Why is ROUGE-1 considered a recall-based metric? Because it focuses on how much of the reference material is successfully "recalled" or included in the generated summary.
How does case sensitivity affect ROUGE-1 calculations? ROUGE evaluations are typically performed case-insensitively, meaning "Word" and "word" are treated as the same.
Can a ROUGE-1 score ever exceed 1.0? Why or why not? No, a ROUGE-1 score cannot exceed 1.0. Since it's a recall metric (overlapping words / total words in reference), the maximum value is achieved when all reference words are present in the candidate, resulting in a score of 1.0.
What does a ROUGE-1 score of 1.0 signify? A ROUGE-1 score of 1.0 indicates a perfect match at the unigram level, meaning all words from the reference summary are present in the candidate summary.
How are unigrams extracted from summaries for ROUGE-1 evaluation? Summaries are typically tokenized into individual words. Punctuation and stop words might be removed depending on the specific implementation, but the core process involves splitting the text into word units.
Why might ROUGE-1 alone be insufficient for summarization evaluation? ROUGE-1 only looks at individual word overlap. It doesn't consider the order of words, whether phrases are matched, or the overall semantic meaning or coherence of the summary. For a more comprehensive evaluation, ROUGE-2, ROUGE-L, or other metrics are often used in conjunction.
How would you handle synonymy or paraphrasing when using ROUGE-1? ROUGE-1, in its standard form, does not inherently handle synonymy or paraphrasing. It relies on exact word matches (case-insensitive).

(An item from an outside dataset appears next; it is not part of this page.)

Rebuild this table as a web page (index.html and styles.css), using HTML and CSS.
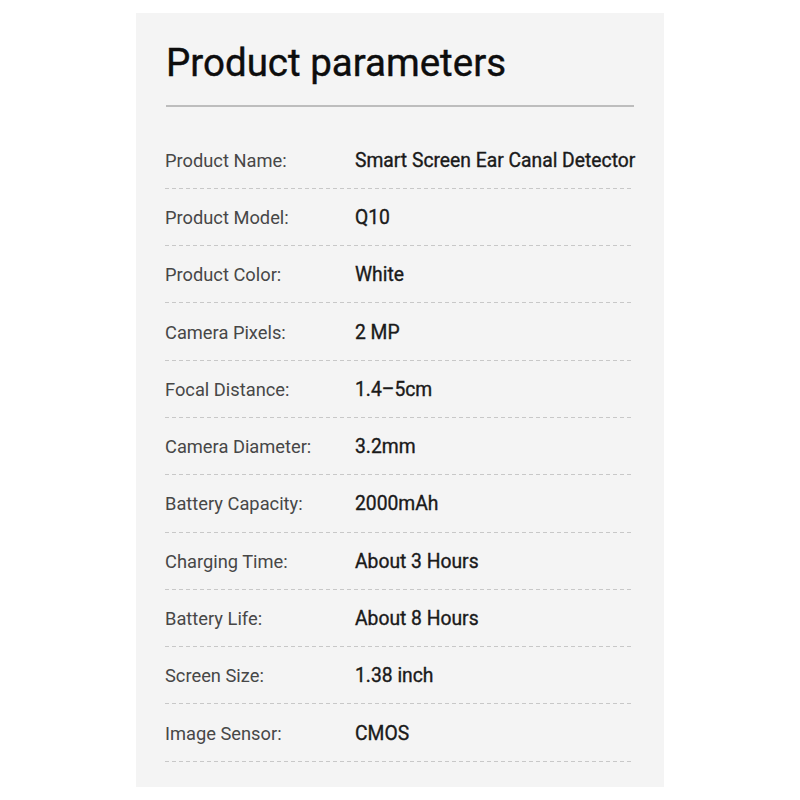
FILE: index.html
```html
<!DOCTYPE html>
<html>
<head>
<meta charset="utf-8">
<link rel="stylesheet" href="styles.css">
</head>
<body>
<div class="panel">
  <h1 class="title">Product parameters</h1>
  <div class="rule"></div>
  <ul class="params">
    <li class="row"><span class="label">Product Name:</span><span class="value">Smart Screen Ear Canal Detector</span></li>
    <li class="row"><span class="label">Product Model:</span><span class="value">Q10</span></li>
    <li class="row"><span class="label">Product Color:</span><span class="value">White</span></li>
    <li class="row"><span class="label">Camera Pixels:</span><span class="value">2 MP</span></li>
    <li class="row"><span class="label">Focal Distance:</span><span class="value">1.4–5cm</span></li>
    <li class="row"><span class="label">Camera Diameter:</span><span class="value">3.2mm</span></li>
    <li class="row"><span class="label">Battery Capacity:</span><span class="value">2000mAh</span></li>
    <li class="row"><span class="label">Charging Time:</span><span class="value">About 3 Hours</span></li>
    <li class="row"><span class="label">Battery Life:</span><span class="value">About 8 Hours</span></li>
    <li class="row"><span class="label">Screen Size:</span><span class="value">1.38 inch</span></li>
    <li class="row"><span class="label">Image Sensor:</span><span class="value">CMOS</span></li>
  </ul>
</div>
</body>
</html>
```

FILE: styles.css
```css
* { box-sizing: border-box; }
html, body { margin: 0; padding: 0; background: #ffffff; }
body {
  font-family: Roboto, "Noto Sans", sans-serif;
  width: 800px;
  height: 800px;
}
.panel {
  width: 528px;
  height: 774px;
  margin: 13px auto 0;
  background: #f4f4f4;
  padding: 28px 30px 0 29px;
}
.title {
  margin: 0 0 0 1px;
  font-size: 38.5px;
  font-weight: 400;
  line-height: 44px;
  color: #0d0d0d;
  letter-spacing: 0;
  -webkit-text-stroke: 0.4px #0d0d0d;
}
.rule {
  height: 1.5px;
  background: #bdbdbd;
  margin-top: 20px;
  margin-left: 1px;
}
.params {
  list-style: none;
  margin: 25px 0 0;
  padding: 0;
}
.row {
  display: flex;
  align-items: center;
  height: 57.3px;
  white-space: nowrap;
  background-image: repeating-linear-gradient(to right, #c8c8c8 0 4px, transparent 4px 7px);
  background-size: 100% 1px;
  background-repeat: no-repeat;
  background-position: left bottom;
}
.label {
  width: 190px;
  flex: none;
  font-size: 18.3px;
  color: #474747;
  font-weight: 400;
}
.value {
  font-size: 19.3px;
  color: #1a1a1a;
  font-weight: 400;
  -webkit-text-stroke: 0.35px #1a1a1a;
}
```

To address this, more advanced techniques or metrics might be needed, or a carefully curated reference summary that includes synonyms could be used.
How does ROUGE-1 differ from ROUGE-2 and ROUGE-L?
ROUGE-1: Measures overlap of individual words (unigrams).
ROUGE-2: Measures overlap of consecutive word pairs (bigrams). This captures more about fluency and local word order.
ROUGE-L: Measures the longest common subsequence between the candidate and reference summaries. This considers sentence-level structure and word order without requiring contiguous matches.